Our ideas are generated on a weekly basis on a screen that we run, so it's a very quantitative process, a very disciplined process, and we save those screens and have them over the last 20 years or so.

We would much rather do that than go to a conference, meet a good CEO who talks a good story and then end up buying his equity. Better to do a disciplined approach, looking for quality stocks displaying value characteristics where, potentially, earnings movements and share price movements are on the up. That's the kind of name that we're looking for in a disciplined screening process.

Do you see alternative energy becoming more important going forward? Has your exposure increased since the fund launched?

Alternative energy is absolutely becoming more important, certainly from the macro point of view. The question and the issue we have is, trying to find good companies to own that provide us, as equity holders, a good return on that investment, and that's been difficult to do over the last few years.

So, the macro has grown, solar has grown, wind has grown, but there have been few names that have delivered positive returns. Over the last five years, we've had between 0% and 6% weight to alternative energy within the portfolio, we're currently at about 2%.

Our views on oil price mean that we see good opportunity there, so expect us to continue to play that. Longer-term, expect to see more alternative energy and renewable energy within the portfolio.

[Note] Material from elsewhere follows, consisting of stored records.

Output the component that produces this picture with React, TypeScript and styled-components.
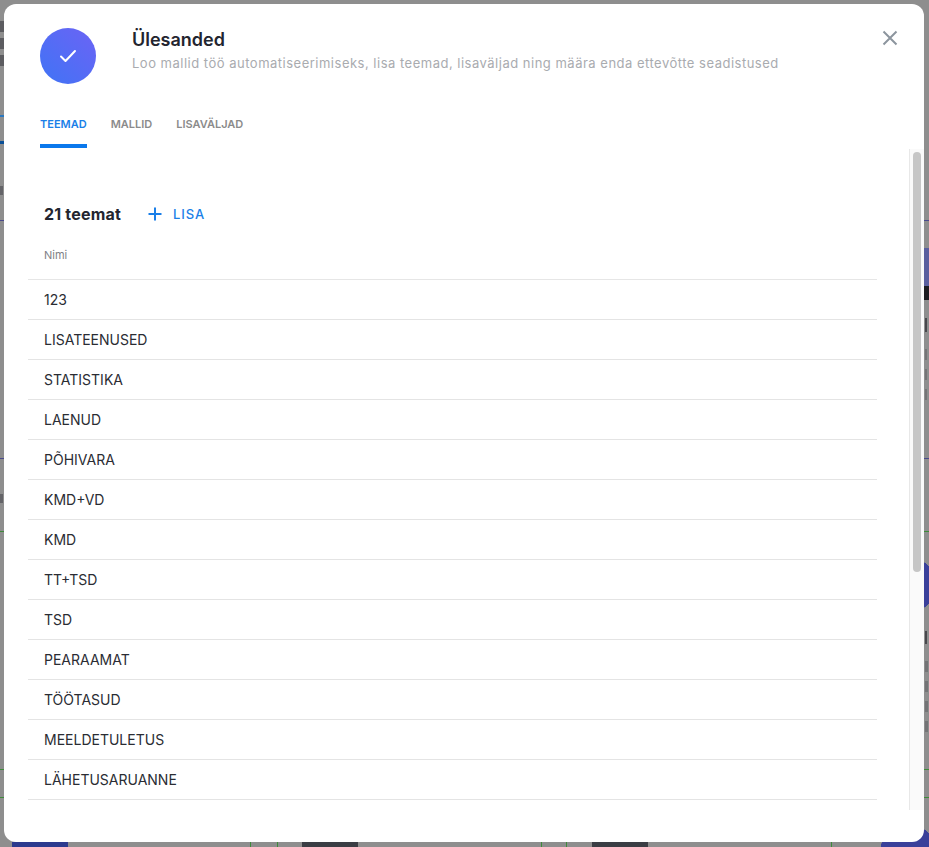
import styled, { createGlobalStyle } from 'styled-components'

const GlobalStyle = createGlobalStyle`
    html, body {
        margin: 0;
        height: 100%;
        overflow: hidden;
        font-family: Inter, "Liberation Sans", sans-serif;
    }
`

const solid = (color: string, x: number, y: number, w: number, h: number) =>
    `linear-gradient(${color}, ${color}) ${x}px ${y}px / ${w}px ${h}px no-repeat`

const disc = (x: number, y: number) =>
    `radial-gradient(circle 28px at ${x}px ${y}px, #3a409a 99%, transparent 100%)`

// the dimmed page behind the modal, only its edges show
const pageBits = [
    // left edge
    solid('#5c5c60', 0, 21, 4, 11),
    solid('#5c5c60', 0, 38, 4, 11),
    solid('#5c5c60', 0, 55, 4, 11),
    solid('#2a78c0', 0, 115, 4, 2),
    solid('#0a4f96', 0, 141, 4, 3),
    solid('#646468', 0, 186, 3, 9),
    solid('#646468', 0, 494, 3, 9),
    // right edge
    solid('#5a5f9e', 924, 248, 5, 38),
    solid('#1c1c20', 924, 286, 5, 14),
    solid('#48484c', 925, 318, 2, 14),
    solid('#747476', 925, 349, 2, 11),
    solid('#747476', 925, 369, 2, 11),
    solid('#747476', 925, 389, 2, 11),
    solid('#48484c', 925, 631, 2, 13),
    solid('#747476', 925, 661, 3, 11),
    solid('#747476', 925, 681, 3, 11),
    solid('#747476', 925, 701, 3, 11),
    solid('#747476', 925, 721, 3, 11),
    // bottom edge
    solid('#2c3a8e', 12, 842, 56, 5),
    solid('#3f8a3a', 250, 842, 1, 5),
    solid('#3f8a3a', 277, 842, 1, 5),
    solid('#3a3d44', 302, 842, 56, 5),
    solid('#3f8a3a', 541, 842, 1, 5),
    solid('#3f8a3a', 566, 842, 1, 5),
    solid('#3a3d44', 592, 842, 56, 5),
    solid('#3f8a3a', 831, 842, 1, 5),
    // section rules
    solid('#4a4a8c', 0, 220, 929, 1),
    solid('#4a4a8c', 0, 458, 929, 1),
    solid('#3f8a3a', 0, 531, 929, 1),
    solid('#3f8a3a', 0, 769, 929, 1),
    solid('#3f8a3a', 0, 797, 929, 1),
    disc(908, 585),
    disc(908, 852),
].join(', ')

const Backdrop = styled.div`
    width: 929px;
    height: 847px;
    box-sizing: border-box;
    padding: 4px 5px 5px 4px;
    overflow: hidden;
    background: ${pageBits}, #8e8e8e;
`

const Modal = styled.div`
    position: relative;
    height: 100%;
    background: #fff;
    border-radius: 12px;
    overflow: hidden;
    display: flex;
    flex-direction: column;
`

const Header = styled.header`
    display: flex;
    align-items: flex-start;
    padding: 24px 36px 0;
`

const Badge = styled.div`
    width: 56px;
    height: 56px;
    border-radius: 50%;
    flex-shrink: 0;
    display: flex;
    align-items: center;
    justify-content: center;
    background: linear-gradient(45deg, #3f74f5, #6c63f5);
`

const HeaderText = styled.div`
    margin-left: 36px;
    padding-top: 1px;
`

const Title = styled.h1`
    margin: 0;
    font-size: 18px;
    line-height: 22px;
    font-weight: 600;
    color: #23252f;
`

const Subtitle = styled.p`
    margin: 3px 0 0;
    font-size: 13px;
    line-height: 18px;
    letter-spacing: 0.5px;
    color: #a9abaf;
`

const CloseButton = styled.button`
    position: absolute;
    top: 24px;
    right: 24px;
    width: 20px;
    height: 20px;
    padding: 0;
    border: 0;
    background: none;
    color: #8c959e;
`

const Tabs = styled.nav`
    display: flex;
    gap: 24px;
    margin: 24px 36px 0;
`

const Tab = styled.div<{ $active?: boolean }>`
    height: 40px;
    box-sizing: border-box;
    padding-top: 9px;
    font-size: 11px;
    line-height: 15px;
    font-weight: 600;
    color: ${props => (props.$active ? '#1a7fe8' : '#8b8b8b')};
    border-bottom: 4px solid ${props => (props.$active ? '#0a78ec' : 'transparent')};
`

const Body = styled.div`
    flex: 1;
    min-height: 0;
    padding: 0 47px 0 24px;
`

const Toolbar = styled.div`
    display: flex;
    align-items: center;
    height: 24px;
    margin-top: 54px;
    padding-left: 16px;
`

const Count = styled.span`
    font-size: 16px;
    font-weight: 700;
    letter-spacing: 0.2px;
    color: #23252f;
`

const AddButton = styled.button`
    display: flex;
    align-items: center;
    gap: 10px;
    margin-left: 26px;
    padding: 0;
    border: 0;
    background: none;
    font-family: inherit;
    font-size: 13px;
    font-weight: 500;
    letter-spacing: 0.9px;
    color: #1a7fe8;
`

const ColumnHead = styled.div`
    height: 54px;
    box-sizing: border-box;
    padding: 22px 0 0 16px;
    font-size: 11px;
    line-height: 14px;
    color: #7f8186;
    border-bottom: 1px solid #e6e6e6;
`

const Row = styled.div`
    height: 40px;
    box-sizing: border-box;
    padding-left: 16px;
    font-size: 14px;
    line-height: 39px;
    color: #2a2c33;
    border-bottom: 1px solid #e4e4e4;
`

const ScrollTrack = styled.div`
    position: absolute;
    top: 145px;
    right: 0;
    bottom: 32px;
    width: 15px;
    box-sizing: border-box;
    padding: 3px 2px 0 3px;
    background: #fafafa;
    border-left: 1px solid #e8e8e8;
`

const ScrollThumb = styled.div`
    width: 8px;
    height: 420px;
    border-radius: 4px;
    background: #c6c6c6;
`

const themes = [
    '123',
    'LISATEENUSED',
    'STATISTIKA',
    'LAENUD',
    'PÕHIVARA',
    'KMD+VD',
    'KMD',
    'TT+TSD',
    'TSD',
    'PEARAAMAT',
    'TÖÖTASUD',
    'MEELDETULETUS',
    'LÄHETUSARUANNE',
]

export default function App() {
    return (
        <Backdrop>
            <GlobalStyle />
            <Modal>
                <Header>
                    <Badge>
                        <svg width="18" height="14" viewBox="0 0 18 14" fill="none" stroke="#fff" strokeWidth="2" strokeLinecap="round" strokeLinejoin="round">
                            <path d="M2 7.5l4.5 4.5L16 2" />
                        </svg>
                    </Badge>
                    <HeaderText>
                        <Title>Ülesanded</Title>
                        <Subtitle>Loo mallid töö automatiseerimiseks, lisa teemad, lisaväljad ning määra enda ettevõtte seadistused</Subtitle>
                    </HeaderText>
                </Header>
                <CloseButton aria-label="Sulge">
                    <svg width="20" height="20" viewBox="0 0 20 20" fill="none" stroke="currentColor" strokeWidth="2">
                        <path d="M3.5 3.5l13 13M16.5 3.5l-13 13" />
                    </svg>
                </CloseButton>
                <Tabs>
                    <Tab $active>TEEMAD</Tab>
                    <Tab>MALLID</Tab>
                    <Tab>LISAVÄLJAD</Tab>
                </Tabs>
                <Body>
                    <Toolbar>
                        <Count>21 teemat</Count>
                        <AddButton>
                            <svg width="16" height="16" viewBox="0 0 16 16" fill="none" stroke="currentColor" strokeWidth="2">
                                <path d="M8 1.5v13M1.5 8h13" />
                            </svg>
                            LISA
                        </AddButton>
                    </Toolbar>
                    <ColumnHead>Nimi</ColumnHead>
                    {themes.map(name => (
                        <Row key={name}>{name}</Row>
                    ))}
                </Body>
                <ScrollTrack>
                    <ScrollThumb />
                </ScrollTrack>
            </Modal>
        </Backdrop>
    )
}
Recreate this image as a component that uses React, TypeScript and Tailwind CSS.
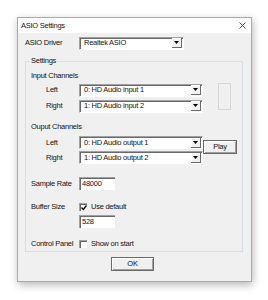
import React from 'react';

const font = { fontFamily: '"Liberation Sans", Arial, sans-serif' };

const Arrow = () => (
    <div className="w-[10px] h-[10px] bg-[#f0f0f0] border-r border-b border-[#696969] shadow-[inset_1px_1px_0_#ffffff] flex items-center justify-center">
        <svg width="5" height="3" viewBox="0 0 5 3">
            <path d="M0 0h5L2.5 3z" fill="#000" />
        </svg>
    </div>
);

const Combo = ({ text, w }: { text: string; w: string }) => (
    <div className={`${w} h-[13px] bg-white border-t border-l border-[#a0a0a0] border-r border-b border-r-white border-b-white shadow-[inset_1px_1px_0_#696969] flex items-center justify-between pl-[4px] pr-[1px]`}>
        <span className="text-[7.5px] tracking-[-0.25px] leading-none text-[#111]">{text}</span>
        <Arrow />
    </div>
);

const TextBox = ({ value }: { value: string }) => (
    <div className="w-[36px] h-[13px] bg-white border-t border-l border-[#a0a0a0] shadow-[inset_1px_1px_0_#696969] flex items-center pl-[2px]">
        <span className="text-[7.5px] tracking-[-0.25px] leading-none text-[#111]">{value}</span>
    </div>
);

const Check = ({ checked }: { checked?: boolean }) => (
    <div className="w-[8px] h-[8px] bg-white border-t border-l border-[#a0a0a0] shadow-[inset_1px_1px_0_#696969] flex items-center justify-center">
        {checked && (
            <svg width="6" height="6" viewBox="0 0 6 6">
                <path d="M0.5 2.5l1.8 2 3.2-4" stroke="#000" strokeWidth="1.3" fill="none" />
            </svg>
        )}
    </div>
);

const Button = ({ label, w }: { label: string; w: string }) => (
    <div className={`${w} h-[14px] bg-[#f0f0f0] border border-[#696969] shadow-[inset_1px_1px_0_#ffffff,inset_-1px_-1px_0_#a0a0a0] flex items-center justify-center`}>
        <span className="text-[7.5px] tracking-[-0.25px] leading-none text-[#111]">{label}</span>
    </div>
);

const Label = ({ children, cls = '' }: { children: React.ReactNode; cls?: string }) => (
    <span className={`text-[7.5px] tracking-[-0.25px] leading-none whitespace-nowrap text-[#111] ${cls}`}>{children}</span>
);

const Row = ({ label, text }: { label: string; text: string }) => (
    <div className="flex items-center h-[13px]">
        <Label cls="w-[48px] pl-[15px]">{label}</Label>
        <Combo text={text} w="w-[124px]" />
    </div>
);

export default function App() {
    return (
        <div className="w-[268px] h-[300px] bg-white pl-[17px] pt-[17px]" style={font}>
            <div className="w-[235px] h-[265px] border border-[#aaaaaa] bg-[#f0f0f0] shadow-[1px_3px_8px_rgba(0,0,0,0.28)] flex flex-col">
                <div className="h-[15px] bg-white flex items-center justify-between pl-[3px] pr-[5px]">
                    <Label>ASIO Settings</Label>
                    <svg width="7" height="7" viewBox="0 0 7 7">
                        <path d="M0.5 0.5l6 6M6.5 0.5l-6 6" stroke="#333" strokeWidth="0.9" />
                    </svg>
                </div>
                <div className="flex items-center h-[14px] mt-[3px] pl-[7px]">
                    <Label cls="w-[54px]">ASIO Driver</Label>
                    <Combo text="Realtek ASIO" w="w-[105px]" />
                </div>
                <div className="ml-[7px] mt-[11px] w-[218px] h-[191px] border border-[#d5dfe5] relative flex flex-col pl-[5px]">
                    <Label cls="absolute -top-[5px] left-[4px] bg-[#f0f0f0] px-[1px]">Settings</Label>
                    <Label cls="mt-[10px]">Input Channels</Label>
                    <div className="flex mt-[4px]">
                        <div className="flex flex-col gap-[3px]">
                            <Row label="Left" text="0: HD Audio input 1" />
                            <Row label="Right" text="1: HD Audio input 2" />
                        </div>
                        <div className="ml-[15px] -mt-[1px] w-[13px] h-[27px] border border-[#d5d5d5]" />
                    </div>
                    <Label cls="mt-[10px]">Ouput Channels</Label>
                    <div className="flex mt-[6px]">
                        <div className="flex flex-col gap-[2px]">
                            <Row label="Left" text="0: HD Audio output 1" />
                            <Row label="Right" text="1: HD Audio output 2" />
                        </div>
                        <div className="mt-[4px]">
                            <Button label="Play" w="w-[34px]" />
                        </div>
                    </div>
                    <div className="flex items-center mt-[13px]">
                        <Label cls="w-[48px]">Sample Rate</Label>
                        <TextBox value="48000" />
                    </div>
                    <div className="flex items-center mt-[13px]">
                        <Label cls="w-[48px]">Buffer Size</Label>
                        <Check checked />
                        <Label cls="ml-[4px]">Use default</Label>
                    </div>
                    <div className="flex mt-[4px] pl-[48px]">
                        <TextBox value="528" />
                    </div>
                    <div className="flex items-center mt-[12px]">
                        <Label cls="w-[48px]">Control Panel</Label>
                        <Check />
                        <Label cls="ml-[4px]">Show on start</Label>
                    </div>
                </div>
                <div className="flex justify-center mt-[5px] pr-[4px]">
                    <Button label="OK" w="w-[43px]" />
                </div>
            </div>
        </div>
    );
}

Why did you become a fund manager? What do you like to do with your time away from work?

My career has been in energy all of the way through, so I started my career as a drilling engineer, working for Shell, in the North Sea. I then worked through management consultancy, sell-side research and then moved into fund management.

I'm very, very lucky to have this as a job, I can sit here and look at the industry and pick stocks, and I have a phenomenally advantaged position to do that. So, I love doing it and will continue doing it.

From the point of view of spare time and free time, I have two boys who are 9 years old and 12 years old, so I don't have very much free time at all. Keeping them busy and taking them everywhere, generally, is what takes up most of my weekends.

Nonetheless, this weekend, I'm off to the Peak District with my brother to go walking for the weekend, so that's pretty good, I try to get a bit of time for myself.